Mr Douthat then turns his attention to the relationship between traditional morality and happiness.

Two sociologists, Mark Regnerus and Jeremy Uecker, in their recent book, “Premarital Sex in America.”….look at sexual behavior among contemporary young adults, [and] find a significant correlation between sexual restraint and emotional well-being, between monogamy and happiness — and between promiscuity and depression. This correlation is much stronger for women than for men. Female emotional well-being seems to be tightly bound to sexual stability — which may help explain why overall female happiness has actually drifted downward since the sexual revolution. Imagine that! Following the norms that God and Natural Law prescribe actually might make us happier! How can this be? We were all taught by the social revolutionaries of the 1960s that free love and a casting off of the restraints would be liberating, and bring for contentment without guilt, and happiness. Now after all that, some forty years later, we come to find that God’s had it right after all.  🙂

When social conservatives talk about restoring the link between sex, monogamy and marriage, they often have these kinds of realities in mind…..The ultimate goal is a sexual culture that makes it easier for young people to achieve romantic happiness — by encouraging them to wait a little longer, choose more carefully and judge their sex lives against a strong moral standard. And I would add, wait till marriage. Because the bottom line is that promiscuity is destructive of marriage. Most men figure, “Why get married?” After all they get what they want, or what they think they want, without it. Why commit? So I would just go a little further than Mr. Douthat here and encourage women to insist that men wait until the wedding night. Of course, until a significant number of women start insisting on this, it is likely men will continue to stray and shun commitment. Now, some will comment that I am putting the onus on the women here. Perhaps I am. Men should behave and, Lord knows,  I’ve surely preached this to them. But I’m also being realisitic here. Women hold the cards in this matter and need to set the limits. I’m not excusing men, I’m just saying that women have most of the power and that men will, and are able, to follow their lead here.

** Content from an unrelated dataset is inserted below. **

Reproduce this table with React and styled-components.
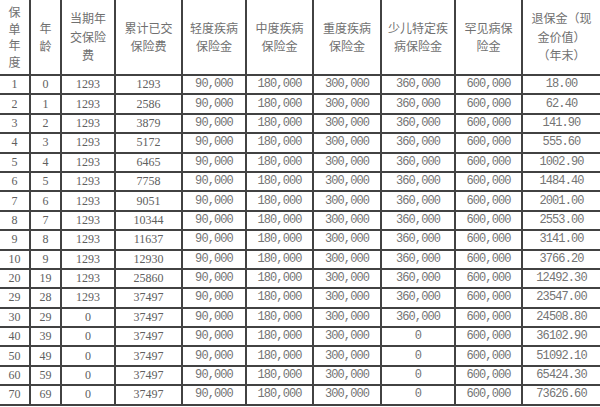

Liberals argue, not unreasonably, that Planned Parenthood’s approach… — in which teen sexual activity is taken for granted, and the most important judgment to be made about a sexual encounter is whether it’s clinically “safe” —…. is tailored to the gritty realities of teenage sexuality. But realism can blur into cynicism, and a jaded attitude can become a self-fulfilling prophecy. Yes, the Christian view is rooted ultimately in hope and the vision that chastity is possible. Realism can be a virtue but, as Mr Douthat rightly points out, there is a false “realism” which is actually not realism at all but is cynicism in disguise. The theological virtue of Hope is the confident expectation of God’s help. Showing young people the way and having high expectations of them is rooted in a confidence that comes from Hope .

Social conservatives look at the contemporary sexual landscape and remember that it wasn’t always thus, and they look at current trends and hope that it doesn’t have to be this way forever. In this sense, despite their instinctive gloominess, they’re actually the optimists in the debate. Amen!